Verdachte heeft ter terechtzitting verklaard dat het gasdrukpistool van hem was en dat hij dit wapen, na de overvallen op Klein Zwitserland en de snackbarhouder, had verborgen in de afzuigkap van de woning van [B] in Houten. [6]
De rechtbank overweegt dat voor het voorhanden hebben van een wapen niet vereist is dat het wapen zich in de onmiddellijke nabijheid van verdachte bevindt. Van belang is dat de verdachte over het wapen kan beschikken. Daarnaast dient er een zekere handelingsbevoegdheid/beschikkingsmacht van verdachte met betrekking tot het wapen te zijn. Voorts dient de verdachte zich bewust te zijn van de aanwezigheid van het wapen.

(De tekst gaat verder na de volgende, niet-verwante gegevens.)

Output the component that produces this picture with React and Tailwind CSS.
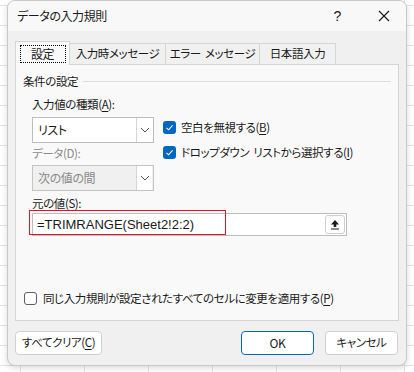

De rechtbank is van oordeel dan aan voornoemde vereisten is voldaan nu verdachte het wapen, dat zijn eigendom was, buiten medeweten van [B] had verstopt in diens woning. Verdachte woonde in bij [C] - de moeder van [B] - en de reservesleutels van de woning van [B] lagen in de woning van [C]. Verdachte had daarmee toegang tot de woning van [B].
De rechtbank is op basis van voornoemde feiten en omstandigheden van oordeel dat wettig en overtuigend bewezen is dat verdachte op 2 april 2014 voornoemd gasdrukwapen voorhanden heeft gehad.
4.4
De bewezenverklaring
De rechtbank acht op grond van hetgeen hiervoor is vastgesteld en overwogen wettig en overtuigend bewezen dat verdachte
16/700535-14
feit 1.
op 01 februari 2014 te Utrecht, tezamen en in vereniging met een ander, met het oogmerk om zich wederrechtelijk te bevoordelen door geweld en bedreiging met geweld [slachtoffer 1] heeft gedwongen tot de afgifte van een portemonnee (met inhoud van onder andere een geldbedrag van 150 euro) toebehorende aan [slachtoffer 1], welk geweld en welke bedreiging met geweld hierin bestonden dat hij, verdachte en/of zijn mededader
- een vuurwapen gelijkend voorwerp en/of een mes op die [slachtoffer 1] gericht heeft (gehouden) en
- hierbij die [slachtoffer 1] mondeling de woorden heeft toegevoegd: "geld, geld, geld" en
- met voornoemd mes die [slachtoffer 1] in zijn linkerbeen heeft gestoken;
feit 2.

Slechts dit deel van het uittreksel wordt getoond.